_Records shown_:
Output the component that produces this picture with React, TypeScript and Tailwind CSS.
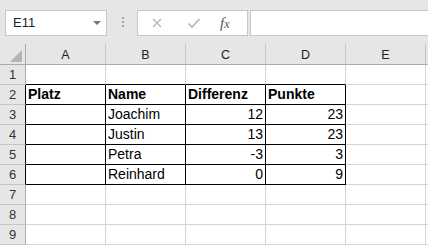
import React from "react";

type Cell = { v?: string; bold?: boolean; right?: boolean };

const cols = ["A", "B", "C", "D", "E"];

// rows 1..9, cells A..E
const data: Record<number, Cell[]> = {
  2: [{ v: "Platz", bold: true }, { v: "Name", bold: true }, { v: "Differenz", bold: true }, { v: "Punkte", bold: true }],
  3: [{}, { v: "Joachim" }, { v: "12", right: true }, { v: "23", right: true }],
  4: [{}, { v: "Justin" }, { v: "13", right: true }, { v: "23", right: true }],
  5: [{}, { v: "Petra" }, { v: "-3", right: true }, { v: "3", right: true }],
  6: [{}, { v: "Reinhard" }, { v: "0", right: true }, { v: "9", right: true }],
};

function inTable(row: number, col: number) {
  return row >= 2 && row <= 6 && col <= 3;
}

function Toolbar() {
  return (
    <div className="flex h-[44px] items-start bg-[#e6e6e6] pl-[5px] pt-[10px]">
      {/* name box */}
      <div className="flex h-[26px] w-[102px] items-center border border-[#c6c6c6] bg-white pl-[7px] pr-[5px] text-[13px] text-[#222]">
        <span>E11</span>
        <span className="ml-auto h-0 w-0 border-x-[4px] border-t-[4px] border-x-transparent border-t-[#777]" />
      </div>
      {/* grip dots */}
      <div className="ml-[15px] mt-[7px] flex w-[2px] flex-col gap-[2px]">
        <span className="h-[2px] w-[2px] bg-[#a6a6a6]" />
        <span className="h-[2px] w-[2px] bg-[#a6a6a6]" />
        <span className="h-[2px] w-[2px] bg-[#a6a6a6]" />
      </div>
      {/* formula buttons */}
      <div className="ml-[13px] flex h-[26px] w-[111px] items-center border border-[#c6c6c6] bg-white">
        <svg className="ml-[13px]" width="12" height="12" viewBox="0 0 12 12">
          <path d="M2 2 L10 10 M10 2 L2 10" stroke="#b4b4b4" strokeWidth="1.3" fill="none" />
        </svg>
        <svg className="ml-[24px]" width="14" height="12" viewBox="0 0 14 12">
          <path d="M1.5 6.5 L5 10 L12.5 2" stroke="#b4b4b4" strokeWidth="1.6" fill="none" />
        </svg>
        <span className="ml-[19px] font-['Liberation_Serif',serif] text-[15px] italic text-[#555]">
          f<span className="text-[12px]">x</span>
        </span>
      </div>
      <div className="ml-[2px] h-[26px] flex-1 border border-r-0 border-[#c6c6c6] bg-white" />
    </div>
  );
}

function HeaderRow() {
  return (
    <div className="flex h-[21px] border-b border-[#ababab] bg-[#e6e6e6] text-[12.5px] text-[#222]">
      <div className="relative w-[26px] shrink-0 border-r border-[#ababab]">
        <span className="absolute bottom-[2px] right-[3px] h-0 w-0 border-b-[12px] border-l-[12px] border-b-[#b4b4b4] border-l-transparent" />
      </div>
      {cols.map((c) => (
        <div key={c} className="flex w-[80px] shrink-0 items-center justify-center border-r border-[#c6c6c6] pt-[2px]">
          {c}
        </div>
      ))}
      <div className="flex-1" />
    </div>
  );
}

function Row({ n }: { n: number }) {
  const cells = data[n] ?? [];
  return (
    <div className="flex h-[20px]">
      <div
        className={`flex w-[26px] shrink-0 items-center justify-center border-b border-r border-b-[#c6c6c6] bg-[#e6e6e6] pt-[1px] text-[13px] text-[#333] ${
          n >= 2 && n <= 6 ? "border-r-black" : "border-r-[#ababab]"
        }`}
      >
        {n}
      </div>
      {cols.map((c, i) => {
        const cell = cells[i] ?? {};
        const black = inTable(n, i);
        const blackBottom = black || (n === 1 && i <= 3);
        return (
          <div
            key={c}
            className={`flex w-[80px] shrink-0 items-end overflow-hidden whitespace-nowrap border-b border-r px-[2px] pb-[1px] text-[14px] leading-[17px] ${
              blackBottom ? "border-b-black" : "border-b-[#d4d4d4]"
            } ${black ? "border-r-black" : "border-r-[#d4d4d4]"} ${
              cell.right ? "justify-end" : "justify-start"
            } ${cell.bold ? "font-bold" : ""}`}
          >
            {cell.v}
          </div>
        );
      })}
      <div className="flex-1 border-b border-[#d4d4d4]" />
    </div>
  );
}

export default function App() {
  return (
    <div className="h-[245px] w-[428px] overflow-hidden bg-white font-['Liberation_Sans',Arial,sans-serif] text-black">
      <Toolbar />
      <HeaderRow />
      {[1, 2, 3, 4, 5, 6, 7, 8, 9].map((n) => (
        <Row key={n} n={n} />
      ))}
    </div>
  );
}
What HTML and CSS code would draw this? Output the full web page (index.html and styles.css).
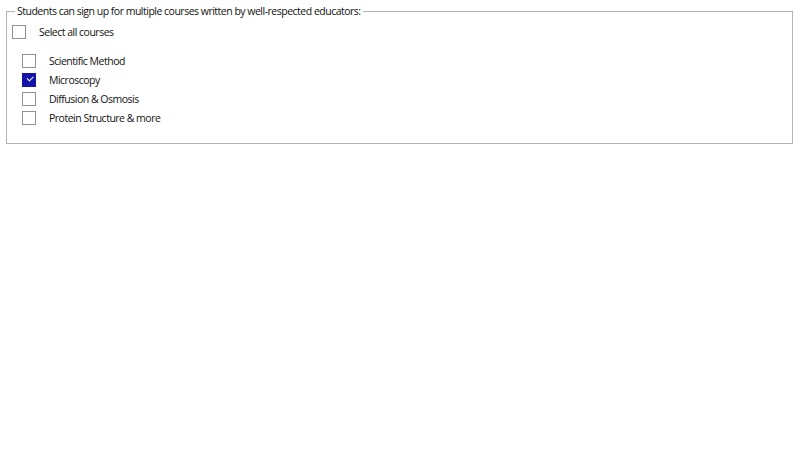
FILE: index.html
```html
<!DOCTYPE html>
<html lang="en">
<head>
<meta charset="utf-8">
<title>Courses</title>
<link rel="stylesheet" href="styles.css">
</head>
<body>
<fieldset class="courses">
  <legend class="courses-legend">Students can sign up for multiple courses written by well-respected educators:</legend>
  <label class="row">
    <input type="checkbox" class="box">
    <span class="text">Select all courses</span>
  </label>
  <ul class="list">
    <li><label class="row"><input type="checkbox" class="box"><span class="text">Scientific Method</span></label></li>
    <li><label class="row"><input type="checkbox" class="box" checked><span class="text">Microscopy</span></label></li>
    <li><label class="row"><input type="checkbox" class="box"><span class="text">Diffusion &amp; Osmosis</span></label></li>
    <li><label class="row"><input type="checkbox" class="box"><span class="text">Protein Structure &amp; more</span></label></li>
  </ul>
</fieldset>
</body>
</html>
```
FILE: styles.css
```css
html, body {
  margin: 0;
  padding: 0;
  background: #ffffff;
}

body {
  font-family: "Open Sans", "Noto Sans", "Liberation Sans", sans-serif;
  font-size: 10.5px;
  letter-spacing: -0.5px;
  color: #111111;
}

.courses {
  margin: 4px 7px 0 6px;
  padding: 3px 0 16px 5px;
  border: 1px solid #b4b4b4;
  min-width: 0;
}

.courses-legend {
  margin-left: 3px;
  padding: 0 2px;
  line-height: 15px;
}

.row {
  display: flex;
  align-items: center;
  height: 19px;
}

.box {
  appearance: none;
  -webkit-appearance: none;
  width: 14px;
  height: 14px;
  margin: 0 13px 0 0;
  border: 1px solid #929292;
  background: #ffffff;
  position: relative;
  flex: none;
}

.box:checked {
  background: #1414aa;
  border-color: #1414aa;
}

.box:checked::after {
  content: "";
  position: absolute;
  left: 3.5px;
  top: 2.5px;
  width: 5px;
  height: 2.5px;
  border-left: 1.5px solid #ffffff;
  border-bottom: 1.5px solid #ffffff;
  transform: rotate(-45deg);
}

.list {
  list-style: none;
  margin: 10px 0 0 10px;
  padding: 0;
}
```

_Your goal_: In the records above, locate the line with "What HTML and"; output it and each line after it through the last one, exactly, omitting pictures.

_Task result_:
What HTML and CSS code would draw this? Output the full web page (index.html and styles.css).
FILE: index.html
```html
<!DOCTYPE html>
<html lang="en">
<head>
<meta charset="utf-8">
<title>Courses</title>
<link rel="stylesheet" href="styles.css">
</head>
<body>
<fieldset class="courses">
  <legend class="courses-legend">Students can sign up for multiple courses written by well-respected educators:</legend>
  <label class="row">
    <input type="checkbox" class="box">
    <span class="text">Select all courses</span>
  </label>
  <ul class="list">
    <li><label class="row"><input type="checkbox" class="box"><span class="text">Scientific Method</span></label></li>
    <li><label class="row"><input type="checkbox" class="box" checked><span class="text">Microscopy</span></label></li>
    <li><label class="row"><input type="checkbox" class="box"><span class="text">Diffusion &amp; Osmosis</span></label></li>
    <li><label class="row"><input type="checkbox" class="box"><span class="text">Protein Structure &amp; more</span></label></li>
  </ul>
</fieldset>
</body>
</html>
```
FILE: styles.css
```css
html, body {
  margin: 0;
  padding: 0;
  background: #ffffff;
}

body {
  font-family: "Open Sans", "Noto Sans", "Liberation Sans", sans-serif;
  font-size: 10.5px;
  letter-spacing: -0.5px;
  color: #111111;
}

.courses {
  margin: 4px 7px 0 6px;
  padding: 3px 0 16px 5px;
  border: 1px solid #b4b4b4;
  min-width: 0;
}

.courses-legend {
  margin-left: 3px;
  padding: 0 2px;
  line-height: 15px;
}

.row {
  display: flex;
  align-items: center;
  height: 19px;
}

.box {
  appearance: none;
  -webkit-appearance: none;
  width: 14px;
  height: 14px;
  margin: 0 13px 0 0;
  border: 1px solid #929292;
  background: #ffffff;
  position: relative;
  flex: none;
}

.box:checked {
  background: #1414aa;
  border-color: #1414aa;
}

.box:checked::after {
  content: "";
  position: absolute;
  left: 3.5px;
  top: 2.5px;
  width: 5px;
  height: 2.5px;
  border-left: 1.5px solid #ffffff;
  border-bottom: 1.5px solid #ffffff;
  transform: rotate(-45deg);
}

.list {
  list-style: none;
  margin: 10px 0 0 10px;
  padding: 0;
}
```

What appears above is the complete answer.